Pacific Rattlesnake (Crotalus ruberis) - This is the common rattlesnake of the Coast Ranges of California. It is very similar to Diamondbacks and Red Diamonds, particularly the Red Diamonds, but it is dark-colored, sometimes almost back, whereas Diamondbacks are brownish, and Red Diamonds are reddish. Also, the diamond-shaped patches on the top part of the snake tend to be less distinct than the diamonds on their cousins. However, it often has a very distinct "coontail". It tends to be smaller than the others, generally no more than 4 feet long. But once in awhile you may encounter a really big one. Unlike Diamondbacks, but similar to the Red Diamonds, it is a shy rattlesnake that tends to run, rather than stay and coil up. It likes woodlands and brushy slopes, and it is the rattlesnake you will find on the Channel Islands and in the mountains of Ventura and Santa Barbara. It is active both day and night, coming out to hunt at dusk when the weather is hot.

Red Diamond Rattlesnake (Crotalus ruberis) - This snake is very similar to the Diamondback, with the same diamond-shaped patches on the top part of the snake and the same "coontail", but it is reddish-colored, whereas Diamondbacks are brownish. It is also smaller, but it can still get up to 5 feet long. Unlike the Diamondback, it is an inoffense, mild-mannered rattlesnake that likes woodlands and brushy slopes of the southern California Coast, as well as inland areas of the Los Angeles and San Diego basins. Their range is much more restricted than some of the others, and it is quite shy, so when you see a big rattlesnake, it is more likely to be a Pacific Rattlesnake or Diamondback. It is active both day and night, becoming nocturnal when the weather is hot.

Medium-sized rattlers

Western Rattlesnake (Crotalus viridis) - This is the "mountain snake" and it is the rattlesnake you encounter in the mountain woodlands and grasslands of the Sierra Nevada and Transverse Ranges all the way up to elevations as high as 11,000 feet. It is a dark snake, sometimes almost black in color, with dark oval blotches on its back and a lighter underside. It also has a banded tail, like the Mojave and Diamondback rattlesnakes, but the bands are much more indistinct. It gets big too, growing up to 5 feet long, but the big ones are not common. It is most active during the day.

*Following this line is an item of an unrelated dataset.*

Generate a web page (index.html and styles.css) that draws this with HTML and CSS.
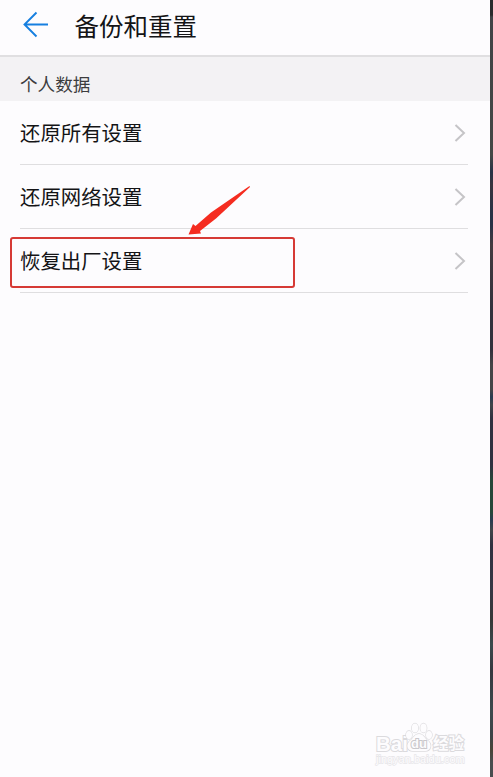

Speckled Rattlesnake (Crotalus mitchelli) - A rattlesnake of the Mojave Desert that is similar to the Timber Rattler of the Eastern U.S. It can grow up to 4-1/2 feet long, but most of them are samller. They have markings that usually resemble bands, but sometimes with diagonal or hexagonal markings. It is usually a rock dweller, but it is sometimes found in sandy areas. It is a nervous snake, active mainly at night, that is quick to rattle when disturbed.

The little ones

Sidewinder (Crotalus cervastes) - This is a small snake of the Mojave Desert, no more than 2-1/2 feet long, that is so named because of it's unusual S-shaped, "sideways slither" method of locomotion. They can move amazingly fast over the surface of the desert. Unusual horn-like protruberances above the eyes probably reduce glare. Found in sandy areas and washes, it is active mainly at night and hides during the day in rodent burrows or coiled at the base of a bush. Ounce for ounce, it has venom that is much more toxic than most rattlesnakes. However, it's small size makes it less of a danger than many of the other southern California rattlers.

Mojave Rattlesnake (Crotalus scutularis) - A very dangerous, agressive rattlesnake of the Mojave Desert that grows up to 4-1/2 feet long. It is very similar in appearance to the Diamondback, but it is greenish-colored, instead of brownish, with narrow tail bands, instead of wide bands. Because Mojave Greens are fighters, with venom that is 44 times more toxic than that of the Diamondback, they are dangerous snakes. Fortunately, most rattle loudly, whereas many of the Diamondbacks that rattle were caught and killed long ago. The Mojave Green is active mainly at night.